Why recognition feels like learning
When you re-read a chapter, every paragraph triggers a "yes, I remember this" feeling. That feeling is recognition, not recall. Recognition is much weaker — you're just confirming the material is familiar when you see it.
The exam doesn't ask you to recognize. It asks you to retrieve. The DBQ in AP US History gives you sources and asks you to construct an argument. The free-response in AP Bio asks you to explain a process from scratch. None of those tasks involve seeing the right answer next to three wrong ones, which is where re-reading's "I know this" feeling comes from.
This is why students walk into tests feeling prepared and walk out shocked. Their study mode trained recognition. The test demanded recall.
The Dunlosky review
In 2013, John Dunlosky and four colleagues published a meta-review of common study techniques in Psychological Science in the Public Interest. They rated each technique by utility based on the evidence base and effect size.
The two techniques rated "high utility" were practice testing and distributed practice. Re-reading, highlighting, underlining, and summarization were all rated "low utility." In other words, the most popular study techniques among high school and college students were the worst-performing ones the researchers studied — and the high-utility techniques were the ones most students avoided because they feel hard.
The desirable difficulty principle
Robert Bjork has spent decades arguing that learning gains correlate with how hard the practice feels. He calls it "desirable difficulty." Easy practice — re-reading — produces fluent reading and weak memory. Hard practice — testing yourself before you feel ready — produces slower-feeling sessions and dramatically stronger memory. The student who feels confused at the end of a study session and the student who feels confident look identical from the outside. The first one usually scores higher.
Practical moves
The conversion from re-reading to active recall isn't complicated. A few specific changes:
Close the book before you start "studying." If your textbook is open while you study, you're re-reading. Read it once to learn the material; close it to study.
Turn your notes into questions. After you finish a section of notes, write a question for each major point. The next session, try to answer the questions without looking at the notes. Anything you miss goes back into the rotation.
Use flashcards as a default active-recall surface. A well-made deck is a stack of forced-retrieval prompts — exactly the thing that produces Karpicke and Roediger's effect. StudyLess generates flashcards directly from your class PDFs and slides, which removes the worst friction point.

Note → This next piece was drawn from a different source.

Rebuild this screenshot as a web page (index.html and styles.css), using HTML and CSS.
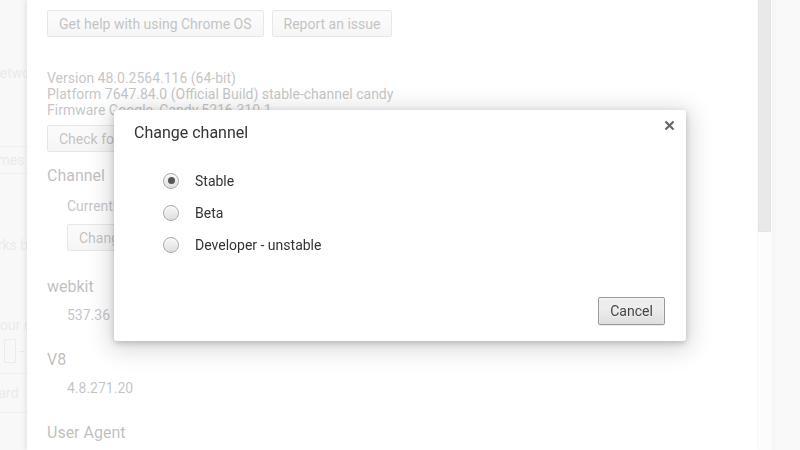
FILE: index.html
```html
<!DOCTYPE html>
<html lang="en">
<head>
    <meta charset="UTF-8">
    <title>About Chrome OS - Change channel</title>
    <link rel="stylesheet" href="styles.css">
</head>
<body>

    <!-- settings page under the dialog -->
    <div class="settings">
        <div class="behind">
            <div class="behind-text net">network</div>
            <div class="behind-row">Themes</div>
            <div class="behind-text marks">Bookmarks bar</div>
            <div class="behind-text dev">Your devices</div>
            <div class="behind-icon"><span class="doc"></span><span class="dash"></span></div>
            <div class="behind-row board">Keyboard</div>
        </div>

        <div class="panel">
            <div class="button-row">
                <button class="page-button">Get help with using Chrome OS</button>
                <button class="page-button">Report an issue</button>
            </div>

            <div class="version">
                Version 48.0.2564.116 (64-bit)<br>
                Platform 7647.84.0 (Official Build) stable-channel candy<br>
                Firmware Google_Candy.5216.310.1
            </div>
            <button class="page-button check">Check for and apply updates</button>

            <h3 class="section channel">Channel</h3>
            <div class="value current">Currently on stable</div>
            <button class="page-button indent">Change channel</button>

            <h3 class="section">webkit</h3>
            <div class="value">537.36</div>

            <h3 class="section">V8</h3>
            <div class="value">4.8.271.20</div>

            <h3 class="section">User Agent</h3>
        </div>

        <div class="scrollbar"><div class="thumb"></div></div>
        <div class="edge"></div>
    </div>

    <!-- dialog -->
    <div class="backdrop">
        <div class="dialog">
            <div class="dialog-title">Change channel</div>
            <button class="close-button" aria-label="Close">
                <svg width="11" height="11" viewBox="0 0 11 11">
                    <path d="M1.5 1.5 L9.5 9.5 M9.5 1.5 L1.5 9.5" stroke="#666" stroke-width="2.2" fill="none"/>
                </svg>
            </button>

            <div class="channel-list">
                <label class="channel-option"><span class="radio checked"></span>Stable</label>
                <label class="channel-option"><span class="radio"></span>Beta</label>
                <label class="channel-option"><span class="radio"></span>Developer - unstable</label>
            </div>

            <div class="dialog-footer">
                <button class="cancel-button">Cancel</button>
            </div>
        </div>
    </div>

</body>
</html>
```

FILE: styles.css
```css
body, html {
    margin: 0;
    padding: 0;
    width: 800px;
    height: 450px;
    overflow: hidden;
    font-family: Roboto, "Liberation Sans", sans-serif;
    background: #fff;
}

/* settings page */
.settings {
    display: flex;
    height: 450px;
}

.behind {
    width: 27px;
    flex-shrink: 0;
    overflow: hidden;
    background: #e6e6e6;
    color: #b8b8b8;
    font-size: 14px;
    white-space: nowrap;
}

.behind-text {
    line-height: 18px;
}

.net {
    margin: 64px 0 0 -8px;
}

.behind-row {
    margin-top: 64px;
    height: 26px;
    line-height: 26px;
    border-top: 1px solid #c8c8c8;
    border-bottom: 1px solid #c8c8c8;
    text-indent: -26px;
}

.marks {
    margin: 62px 0 0 -54px;
}

.dev {
    margin: 62px 0 0 -8px;
}

.behind-icon {
    display: flex;
    align-items: center;
    gap: 3px;
    margin: 4px 0 0 4px;
    height: 26px;
}

.doc {
    width: 10px;
    height: 22px;
    border: 1px solid #bbb;
    border-radius: 1px;
}

.dash {
    width: 6px;
    height: 1px;
    background: #bbb;
}

.behind-row.board {
    margin-top: 9px;
    height: 38px;
    line-height: 38px;
    text-indent: -40px;
}

.panel {
    width: 710px;
    flex-shrink: 0;
    padding-left: 20px;
    background: #fff;
    color: #3a3a3a;
    font-size: 14px;
    box-shadow: -2px 0 4px rgba(0, 0, 0, 0.25);
    position: relative;
}

.button-row {
    display: flex;
    gap: 8px;
    margin-top: 10px;
}

.page-button {
    height: 27px;
    padding: 0 11px;
    font-family: inherit;
    font-size: 14px;
    color: #333;
    background: linear-gradient(#ededed, #ededed 38%, #dedede);
    border: 1px solid #b0b0b0;
    border-radius: 2px;
    display: block;
}

.version {
    margin-top: 33px;
    line-height: 16px;
}

.check {
    margin-top: 7px;
}

.section {
    margin: 26px 0 0;
    font-size: 16px;
    font-weight: normal;
    line-height: 20px;
    color: #2a2a2a;
}

.section.channel {
    margin-top: 14px;
}

.value {
    margin: 9px 0 0 20px;
    line-height: 18px;
}

.current {
    margin-top: 11px;
}

.indent {
    margin: 9px 0 0 20px;
}

.scrollbar {
    width: 15px;
    flex-shrink: 0;
    background: #f4f4f4;
}

.thumb {
    margin: 0 1px;
    height: 231px;
    background: #b6b6b6;
    border: 1px solid #a6a6a6;
    border-top: none;
}

.edge {
    flex: 1;
    background: linear-gradient(to right, #dcdcdc, #eaeaea 6px, #ececec);
}

/* dialog */
.backdrop {
    position: fixed;
    top: 0;
    left: 0;
    width: 800px;
    height: 450px;
    background: rgba(255, 255, 255, 0.7);
    display: flex;
    justify-content: center;
    align-items: center;
}

.dialog {
    position: relative;
    width: 572px;
    height: 231px;
    box-sizing: border-box;
    background: #fff;
    border-radius: 3px;
    box-shadow: 0 4px 23px 5px rgba(0, 0, 0, 0.15), 0 2px 6px rgba(0, 0, 0, 0.2);
    display: flex;
    flex-direction: column;
    color: #333;
}

.dialog-title {
    padding: 13px 20px 0;
    font-size: 16px;
    line-height: 20px;
}

.close-button {
    position: absolute;
    top: 10px;
    right: 11px;
    width: 11px;
    height: 11px;
    padding: 0;
    border: none;
    background: none;
}

.close-button svg {
    display: block;
}

.channel-list {
    margin-top: 22px;
    padding-left: 49px;
}

.channel-option {
    display: flex;
    align-items: center;
    gap: 16px;
    height: 32px;
    font-size: 14px;
}

.radio {
    width: 16px;
    height: 16px;
    box-sizing: border-box;
    border-radius: 50%;
    border: 1px solid #a8a8a8;
    background: linear-gradient(#f6f6f6, #ececec 50%, #dedede);
    box-shadow: inset 0 1px 2px #fff;
    display: flex;
    justify-content: center;
    align-items: center;
}

.radio.checked::after {
    content: "";
    width: 7px;
    height: 7px;
    border-radius: 50%;
    background: #555;
}

.dialog-footer {
    margin-top: auto;
    padding: 0 21px 16px;
    display: flex;
    justify-content: flex-end;
}

.cancel-button {
    height: 28px;
    width: 67px;
    padding: 0;
    font-family: inherit;
    font-size: 14px;
    color: #444;
    background: linear-gradient(#ededed, #ededed 38%, #dedede);
    border: 1px solid #999;
    border-radius: 2px;
    box-shadow: 0 1px 0 rgba(0, 0, 0, 0.08), inset 0 1px 2px rgba(255, 255, 255, 0.75);
    text-shadow: 0 1px 0 #f0f0f0;
}
```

Turning your sources into a deck used to take forty-five minutes; now it takes about two.
Explain a concept out loud, from memory, to no one. If you can't, you don't know it. Note the gaps and go look them up. This is faster than re-reading the whole chapter.
The role of spaced repetition
Active recall and spaced repetition work together. Active recall is the type of practice — retrieve, don't recognize. Spaced repetition is the timing — review at increasing intervals so each retrieval happens just before you'd forget.
Flashcards delivered on a spaced schedule combine both. You're forced to recall, and the schedule maximizes the difficulty of each recall without crossing into "I'd never get this." We cover the timing side in how spaced repetition works, since the math is doing real work behind the scenes.
Stop optimizing for the wrong feeling
The mistake almost every student makes is using "feel productive" as a proxy for "is productive." Highlighting feels productive because it produces visible output. Re-reading feels productive because it's smooth. Active recall feels unproductive because half the time you don't know the answer — and that half is the part actually working. Bjork's research is unambiguous: the discomfort of trying to retrieve and failing is what cements the memory on the next attempt.
The takeaway
Re-reading and highlighting are seductive because they produce a fluent feeling. The fluent feeling does not predict test performance. Karpicke, Roediger, Dunlosky, Bjork — different studies across different decades, all pointing the same direction.
Switch to retrieval. Close the book before you study. Use practice questions, flashcards, or blank-page recall. The sessions will feel worse and the test scores will be better. That's the whole shift, and once you've felt the difference on a real exam, you don't go back. The same logic shapes the daily 5-minute habit — short, frequent, retrieval-driven sessions beat long, smooth re-reading every time.